*TASK REQUIREMENTS*
What lines of the data hold the string "React"? Pull each one out.

========================================

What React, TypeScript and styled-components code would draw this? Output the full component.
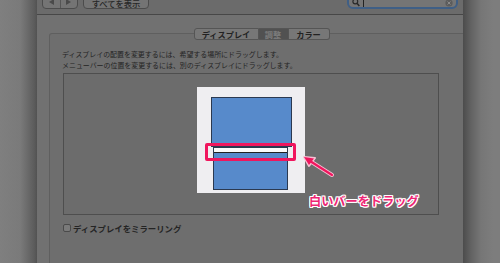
import React from "react";
import styled, { createGlobalStyle } from "styled-components";

const GlobalStyle = createGlobalStyle`
  html, body {
    margin: 0;
    padding: 0;
    background: #7b7b7b;
  }
  body {
    font-family: "Noto Sans CJK JP", "Noto Sans", sans-serif;
  }
`;

const Screen = styled.div`
  position: relative;
  width: 500px;
  height: 263px;
  display: flex;
  overflow: hidden;
  background: #7c7c7c;
`;

const LeftShadow = styled.div`
  width: 37px;
  flex-shrink: 0;
  background: linear-gradient(to right, #7f7f7f 0%, #7a7a7a 55%, #5c5c5c 92%, #525252 100%);
`;

const RightShadow = styled.div`
  flex: 1;
  background: linear-gradient(to right, #4c4c4c 0px, #626262 8px, #767676 18px, #7d7d7d 30px);
`;

const Window = styled.div`
  width: 426px;
  flex-shrink: 0;
  display: flex;
  flex-direction: column;
  background: #717171;
`;

const Toolbar = styled.div`
  flex-shrink: 0;
  display: flex;
  align-items: flex-end;
  padding: 0 5px 5px 5px;
  background: #6b6b6b;
  border-bottom: 1px solid #474747;
  box-sizing: content-box;
  height: 9px;
`;

const NavGroup = styled.div`
  display: flex;
  flex-shrink: 0;
  height: 18px;
  width: 34px;
  border: 1px solid #4c4c4c;
  border-radius: 4px;
  background: #747474;
  overflow: hidden;
`;

const NavHalf = styled.div<{ $divider?: boolean }>`
  flex: 1;
  display: flex;
  align-items: flex-end;
  justify-content: center;
  padding-bottom: 3px;
  border-right: ${(p) => (p.$divider ? "1px solid #555" : "none")};
`;

const Triangle = styled.div<{ $dir: "left" | "right" }>`
  width: 0;
  height: 0;
  border-top: 3px solid transparent;
  border-bottom: 3px solid transparent;
  ${(p) =>
    p.$dir === "left"
      ? "border-right: 5px solid #4a4a4a;"
      : "border-left: 5px solid #4a4a4a;"}
`;

const ShowAllButton = styled.div`
  margin-left: 5px;
  flex-shrink: 0;
  height: 18px;
  width: 64px;
  border: 1px solid #4c4c4c;
  border-radius: 4px;
  background: #747474;
  display: flex;
  align-items: flex-end;
  justify-content: center;
  font-size: 8.3px;
  line-height: 9px;
  color: #262626;
  font-weight: 500;
  white-space: nowrap;
  overflow: hidden;
`;

const Spacer = styled.div`
  flex: 1;
`;

const SearchField = styled.div`
  flex-shrink: 0;
  height: 16px;
  width: 101px;
  border: 2px solid #3f5f86;
  border-radius: 0 0 6px 6px;
  background: #757575;
  display: flex;
  align-items: flex-end;
  padding: 0 3px 0 3px;
  gap: 3px;
`;

const Caret = styled.div`
  width: 1px;
  height: 8px;
  background: #222;
`;

const Content = styled.div`
  flex: 1;
  padding: 18px 12px 0 12px;
`;

const GroupBox = styled.div`
  border: 1px solid #5f5f5f;
  border-bottom: none;
  border-radius: 3px 3px 0 0;
  background: #6e6e6e;
  height: 240px;
  width: 399px;
  padding: 0 10px 0 12px;
`;

const TabRow = styled.div`
  display: flex;
  justify-content: center;
  margin-top: -6px;
`;

const Tab = styled.div<{ $active?: boolean; $first?: boolean; $last?: boolean; $w: number }>`
  width: ${(p) => p.$w}px;
  height: 12px;
  box-sizing: border-box;
  display: flex;
  align-items: center;
  justify-content: center;
  font-size: 8.2px;
  font-weight: 700;
  color: ${(p) => (p.$active ? "#7c7c7c" : "#222")};
  background: ${(p) => (p.$active ? "#515151" : "#777777")};
  border: 1px solid #555;
  border-left: ${(p) => (p.$first ? "1px solid #555" : "none")};
  border-radius: ${(p) => (p.$first ? "3px 0 0 3px" : p.$last ? "0 3px 3px 0" : "0")};
  white-space: nowrap;
`;

const Hint = styled.div`
  margin-top: 9px;
  font-size: 6.95px;
  line-height: 11px;
  color: #242424;
  white-space: nowrap;
`;

const Arrangement = styled.div`
  margin: 2px 0 0 1px;
  width: 376px;
  height: 142px;
  box-sizing: border-box;
  border: 1px solid #4e4e4e;
  background: #6c6c6c;
  display: flex;
  justify-content: center;
  padding-top: 13px;
`;

const Canvas = styled.div`
  width: 108px;
  height: 106px;
  background: #efeef1;
  display: flex;
  flex-direction: column;
`;

const Display = styled.div<{ $ml: number; $w: number; $h: number; $mt: number }>`
  margin-left: ${(p) => p.$ml}px;
  margin-top: ${(p) => p.$mt}px;
  width: ${(p) => p.$w}px;
  height: ${(p) => p.$h}px;
  box-sizing: border-box;
  background: #578acb;
  border: 1px solid #2b3950;
  display: flex;
  flex-direction: column;
`;

const MenuBar = styled.div`
  height: 4px;
  background: #fbfbfb;
  border-bottom: 1px solid #222;
  flex-shrink: 0;
`;

const MirrorRow = styled.div`
  margin-top: 7px;
  margin-left: 1px;
  display: flex;
  align-items: center;
  gap: 2px;
  font-size: 8.4px;
  font-weight: 700;
  color: #242424;
`;

const Checkbox = styled.div`
  width: 8px;
  height: 8px;
  box-sizing: border-box;
  border: 1px solid #4a4a4a;
  border-radius: 2px;
  background: #7a7a7a;
`;

const Highlight = styled.div`
  position: absolute;
  left: 205px;
  top: 143px;
  width: 91px;
  height: 18px;
  box-sizing: border-box;
  border: 3px solid #f0165e;
  border-radius: 2px;
`;

const ArrowSvg = styled.svg`
  position: absolute;
  left: 298px;
  top: 150px;
`;

const Callout = styled.div`
  position: absolute;
  left: 309px;
  top: 192px;
  font-size: 12.2px;
  font-weight: 700;
  color: #ee2574;
  white-space: nowrap;
  text-shadow: 1px 0 0 #fff, -1px 0 0 #fff, 0 1px 0 #fff, 0 -1px 0 #fff, 1px 1px 0 #fff,
    -1px -1px 0 #fff, 1px -1px 0 #fff, -1px 1px 0 #fff;
`;

const App = () => {
  return (
    <>
      <GlobalStyle />
      <Screen>
        <LeftShadow />
        <Window>
          <Toolbar>
            <NavGroup>
              <NavHalf $divider>
                <Triangle $dir="left" />
              </NavHalf>
              <NavHalf>
                <Triangle $dir="right" />
              </NavHalf>
            </NavGroup>
            <ShowAllButton>すべてを表示</ShowAllButton>
            <Spacer />
            <SearchField>
              <svg width="8" height="9" viewBox="0 0 8 9">
                <circle cx="3.3" cy="3.5" r="2.4" fill="none" stroke="#2a2a2a" strokeWidth="1.2" />
                <line x1="5" y1="5.3" x2="7.3" y2="8" stroke="#2a2a2a" strokeWidth="1.5" />
              </svg>
              <Caret />
              <Spacer />
              <svg width="8" height="8" viewBox="0 0 8 8">
                <circle cx="4" cy="4" r="3.6" fill="#5c5c5c" />
                <path d="M2.5 2.5 L5.5 5.5 M5.5 2.5 L2.5 5.5" stroke="#8a8a8a" strokeWidth="1" />
              </svg>
            </SearchField>
          </Toolbar>
          <Content>
            <GroupBox>
              <TabRow>
                <Tab $first $w={65}>ディスプレイ</Tab>
                <Tab $active $w={30}>調整</Tab>
                <Tab $last $w={41}>カラー</Tab>
              </TabRow>
              <Hint>
                ディスプレイの配置を変更するには、希望する場所にドラッグします。
                <br />
                メニューバーの位置を変更するには、別のディスプレイにドラッグします。
              </Hint>
              <Arrangement>
                <Canvas>
                  <Display $ml={14} $mt={10} $w={81} $h={50} />
                  <Display $ml={16} $mt={0} $w={75} $h={43}>
                    <MenuBar />
                  </Display>
                </Canvas>
              </Arrangement>
              <MirrorRow>
                <Checkbox />
                ディスプレイをミラーリング
              </MirrorRow>
            </GroupBox>
          </Content>
        </Window>
        <RightShadow />
        <Highlight />
        <ArrowSvg width="40" height="32" viewBox="0 0 40 32">
          <line x1="34" y1="25" x2="12" y2="11" stroke="#f7c0d4" strokeWidth="4" strokeLinecap="round" />
          <polygon points="6,7 17,8 11,16" fill="#f7c0d4" stroke="#f7c0d4" strokeWidth="2" strokeLinejoin="round" />
          <line x1="34" y1="25" x2="12" y2="11" stroke="#f0165e" strokeWidth="2.2" strokeLinecap="round" />
          <polygon points="6,7 16,8.5 11,15" fill="#f0165e" />
        </ArrowSvg>
        <Callout>白いバーをドラッグ</Callout>
      </Screen>
    </>
  );
};

export default App;
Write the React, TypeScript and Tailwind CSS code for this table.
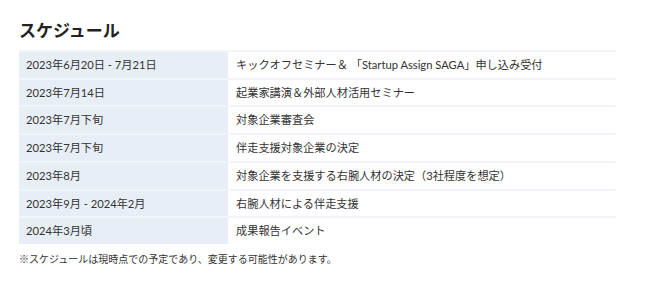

========================================

*RESULT OF THE TASK*
What React, TypeScript and styled-components code would draw this? Output the full component.
import React from "react";
Write the React, TypeScript and Tailwind CSS code for this table.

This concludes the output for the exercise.